In the midst of my wandering compass-less through the narrative tracts of wilderness (Genesis 1) and Eden (Genesis 2), comes a storm. Last night, the wind kicked up to 50 miles per hour, the rain pelted the earth and tropical warmth swept through our wintry air. I stood outside for a brief moment in the middle of the night, and discovered I had fallen into a coven of trees celebrating their arboreal sabbath. Their branches were freely swaying, in a melodic, care-free, unfrenzied, way. It was clear that at that moment, I was the trespasser, the visitor, on their property, when usually it is the other way around.
I was enchanted and awed by the wanton callousness, blitheness, of nature. It cared not about the seasons, or whether we had had our fill of rain, or the fragility of our power lines or the unimpeded necessity of roads. It did not care about long-distance truck drivers or anxious mothers or vigilant, over-worked repairmen.

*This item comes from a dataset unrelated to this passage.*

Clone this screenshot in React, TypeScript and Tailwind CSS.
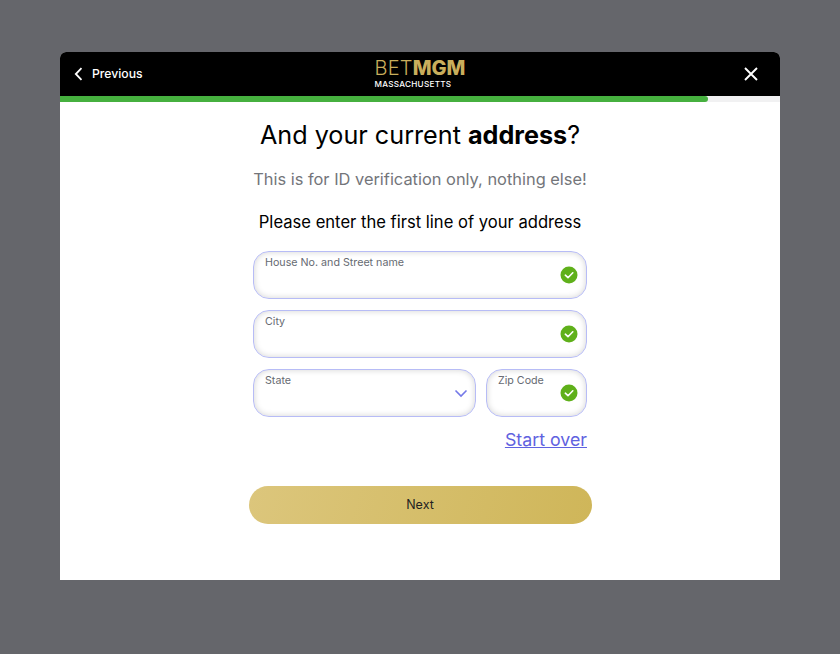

The storm just raged on. Actually, rage is not the right word. This storm was not an angry storm. It had no attitude, no point to make, nothing it wanted to prove. It was just a storm that did what it was meant to do: blow things around. To be in its midst, in its simple rawness, was to be in the wilderness, if even for a moment.
Humility overwhelms us when faced with such a storm. We can do nothing to stop it; it will cease only in its own time, demanding its own price. It will rearrange the world we have created at its whim. It reminds us that despite the blessing of Genesis 1 when we are given the calling to "master the wilds," we can never really do that.
Yet, if we can't master the wilds, we can learn from it. And we can become better masters, of both ourselves and the natural world around us, by tending well to such lessons. How wonderful it is to match our pace to the earth's; to count the minutes of the day by the arc of the sun as much as by the face of a clock; to breathe in and out in sync with the wind; to match our pulse to the rhythm of the tides.
Our civilized lives are richer for having been in the presence of the rawness of nature. Our inventions, constructions, productions are better for being modeled on the 4 billion years of experimentation nature has already invested in life.
I went out the next morning and discovered a quieter, if messier, world. The ground was littered with branches, those over-wrought limbs from the celebration of the night before. A windfall for me, I thought. I will gather them up and saw them and burn them in my wood-burning stove. I have come to greatly appreciate these windfall offerings; these unearned, surprise and warmly welcome gifts that come after nature's modest, self-indulgent, blow-out.
But I also realize that the practical lessons of living in the presence and company of nature is a windfall that we too often overlook, and one of even more enduring, and pleasurable, value.